Fabrication of Medical Records

Shaheen Rahman KC

Astley v Lancashire Teaching Hospitals NHS Foundation Trust [2023] EWHC 1921 (KB)

Mr Justice Martin Spencer found for the Claimant in this brain injury case, notable for his conclusion that the medical records were not only inaccurate but fabricated by midwifery staff. The judge also had strong criticisms to make about the expert midwifery evidence relied upon by the Defendant.

The Claimant was born in 2012. He suffered an acute profound hypoxic-ischaemic (“APH”) brain injury at birth, caused by umbilical cord compression. By the time of the liability trial, the relevant experts had agreed that the APH had started at 8 minutes before birth. The Claimant was born in an asphyxiated condition, and it took 7 minutes for his heart rate to return to normal range. A normal fetus can withstand 10 minutes of APH before the brain suffers damage. Therefore, the insult became damaging from around 2 minutes after birth.  Had the Claimant been born three minutes or more earlier, he would have been resuscitated in time to avoid all permanent brain damage.

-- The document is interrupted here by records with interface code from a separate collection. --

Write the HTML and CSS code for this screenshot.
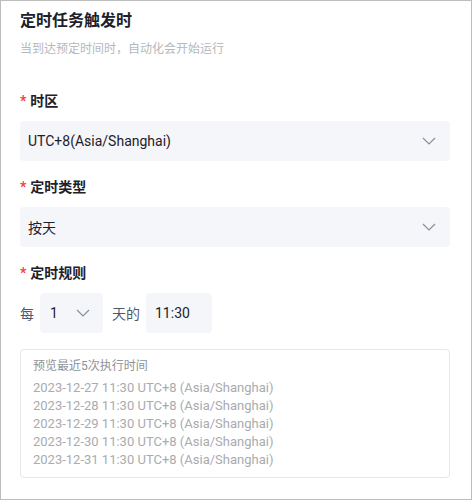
FILE: index.html
```html
<!DOCTYPE html>
<html lang="zh-CN">
<head>
<meta charset="utf-8">
<link rel="stylesheet" href="styles.css">
</head>
<body>
<div class="panel">
  <h1 class="title">定时任务触发时</h1>
  <p class="desc">当到达预定时间时，自动化会开始运行</p>

  <div class="form">
    <div class="item">
      <div class="label"><span class="req">*</span>时区</div>
      <div class="select">
        <span>UTC+8(Asia/Shanghai)</span>
        <svg class="arrow" width="14" height="8" viewBox="0 0 14 8"><path d="M1 1 L7 7 L13 1" fill="none" stroke="#86909c" stroke-width="1.2"/></svg>
      </div>
    </div>

    <div class="item">
      <div class="label"><span class="req">*</span>定时类型</div>
      <div class="select">
        <span>按天</span>
        <svg class="arrow" width="14" height="8" viewBox="0 0 14 8"><path d="M1 1 L7 7 L13 1" fill="none" stroke="#86909c" stroke-width="1.2"/></svg>
      </div>
    </div>

    <div class="item item-rule">
      <div class="label"><span class="req">*</span>定时规则</div>
      <div class="rule">
        <span class="word every">每</span>
        <div class="select small">
          <span>1</span>
          <svg class="arrow" width="14" height="8" viewBox="0 0 14 8"><path d="M1 1 L7 7 L13 1" fill="none" stroke="#86909c" stroke-width="1.2"/></svg>
        </div>
        <span class="word day">天的</span>
        <div class="time">11:30</div>
      </div>
    </div>

    <div class="preview">
      <div class="preview-title">预览最近5次执行时间</div>
      <div class="preview-line">2023-12-27 11:30 UTC+8 (Asia/Shanghai)</div>
      <div class="preview-line">2023-12-28 11:30 UTC+8 (Asia/Shanghai)</div>
      <div class="preview-line">2023-12-29 11:30 UTC+8 (Asia/Shanghai)</div>
      <div class="preview-line">2023-12-30 11:30 UTC+8 (Asia/Shanghai)</div>
      <div class="preview-line">2023-12-31 11:30 UTC+8 (Asia/Shanghai)</div>
    </div>
  </div>
</div>
</body>
</html>
```
FILE: styles.css
```css
* { box-sizing: border-box; }
html, body { margin: 0; padding: 0; background: #fff; }
body {
  font-family: Roboto, "Noto Sans CJK SC", sans-serif;
  color: #1d2129;
}
.panel {
  width: 472px;
  height: 500px;
  border: 1px solid #bdbdbd;
  padding: 8px 21px 0 19px;
  overflow: hidden;
}
.title {
  margin: 0;
  font-size: 16px;
  line-height: 24px;
  font-weight: 700;
  color: #1d2129;
}
.desc {
  margin: 6px 0 0;
  font-size: 12px;
  line-height: 20px;
  color: #b5b8bd;
}
.form { margin-top: 31px; }
.item { margin-bottom: 15px; }
.item-rule { margin-bottom: 16px; }
.label {
  font-size: 14px;
  line-height: 22px;
  font-weight: 700;
  margin-bottom: 9px;
  color: #1d2129;
}
.item-rule .label { margin-bottom: 9px; }
.req {
  color: #f53f3f;
  margin-right: 4px;
  font-weight: 700;
}
.select {
  height: 40px;
  background: #f5f6f9;
  border-radius: 4px;
  display: flex;
  align-items: center;
  justify-content: space-between;
  padding: 0 14px 0 8px;
  font-size: 14px;
  color: #1d2129;
}
.arrow { display: block; }
.rule {
  display: flex;
  align-items: center;
  font-size: 14px;
}
.word { color: #4e5969; }
.every { margin-right: 6px; }
.day { margin: 0 6px 0 9px; }
.select.small {
  width: 63px;
  padding: 0 13px 0 10px;
}
.time {
  width: 66px;
  height: 40px;
  background: #f5f6f9;
  border-radius: 4px;
  display: flex;
  align-items: center;
  padding-left: 9px;
  font-size: 14px;
}
.preview {
  border: 1px solid #e5e6eb;
  border-radius: 4px;
  padding: 7px 12px 8px;
  font-size: 12px;
  line-height: 18px;
}
.preview-title {
  color: #8f9298;
  margin-bottom: 4px;
}
.preview-line {
  color: #a9abaf;
  font-size: 13px;
}
```
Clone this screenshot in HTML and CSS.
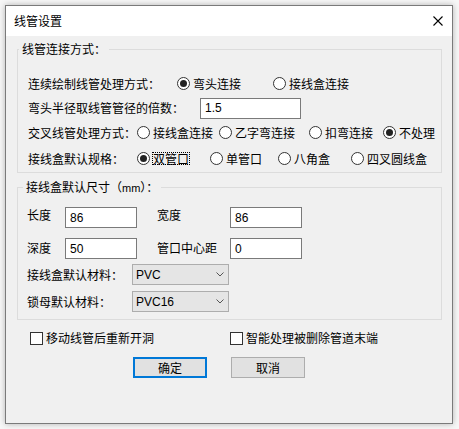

During labour the heart rate was monitored with intermittent auscultation rather than a continuous CTG being started. Midwifery staff had documented events and the records suggested the labour had progressed completely uneventfully until birth with a normal fetal heartbeat. In fact, by the time of the trial, the expert neonatologists had agreed that the fetal heart rate would have been severely bradycardic during the APH and the fetal heart recordings were inconsistent with that.

The judge was critical of the Defendant’s expert in midwifery for addressing the allegations as they appeared in the Letter of Claim, rather than the refined allegations that appeared in the Particulars of Claim. Moreover, she had failed to address the inconsistency between the normal fetal heart rate recordings just before birth and the timing of the APH. The judge stated that he found it ‘frankly astonishing’ thatin view of the agreed neonatal evidence the expert had ‘glibly stated that she stood by her report and nothing in the evidence had changed that’. The expert stated in cross-examination that, until then, she had thought this central plank of the case had been referred to in her report. The judge thought this part of her evidence ‘embarrassing’. She indicated that she agreed with the Defendant’s expert obstetrician that, whilst uncommon, it was possible that intermittent auscultation by chance took place at points when the fetal heart rate was normal and were recorded as such. However, in evidence the obstetrician conceded the records were likely to be incorrect.

The judge rejected the treating midwife’s evidence that she had recorded what she had heard. He concluded that there had been no monitoring of the fetal heart once the midwife considered delivery was imminent. Records to the contrary had been fabricated. He noted in particular that the recorded fetal heart rate extended past the point where the head had been delivered, which he thought highly unlikely to have happened. He also rejected the evidence of a senior midwife present, suggesting that the absence of any noted concerns by her about the fetal heart, which would have been audible in the room, meant it had not been concerning.

The judge accepted the evidence of the Claimant’s obstetric expert that, for a period prior to the API, fetal heart abnormalities in the form of complex variable decelerations would have been present, and ought to have been identified by the midwife. This should have led to CTG monitoring, an emergency call for obstetric review and delivery in time to avoid the Claimant’s brain damage. An allegation that a CTG was required earlier in light of an alleged blood-stained liquor was rejected.

Comment

Given the judge’s trenchant observations, it is not easy to discern why it was thought that the inconsistency between the records and timing of the APH might be overcome in this case. It appears to have been on the basis of the Defendant’s obstetric expert’s initial view (which he explained in evidence had been ‘giving the midwives the benefit of the doubt’) that intermittent auscultation could have meant that the fetal heart rate changes were missed, combined with the evidence of two midwives about what they heard. The finding of fabrication is unusual, and some judges might have shied away from it. It is not an allegation that should be advanced without a great deal of thought about its evidential basis. But it remains one potential explanation where there are inconsistencies between what was recorded and what would be expected, as found by the judge in this case, and robust evidence will be required in response. The judgment is also a reminder that experts should endeavour to address any refined allegations or later developments in the evidence from joint expert meetings in writing, by way of amended or supplementary reports, in order to ensure that their views on the central issues have been pinned down before trial.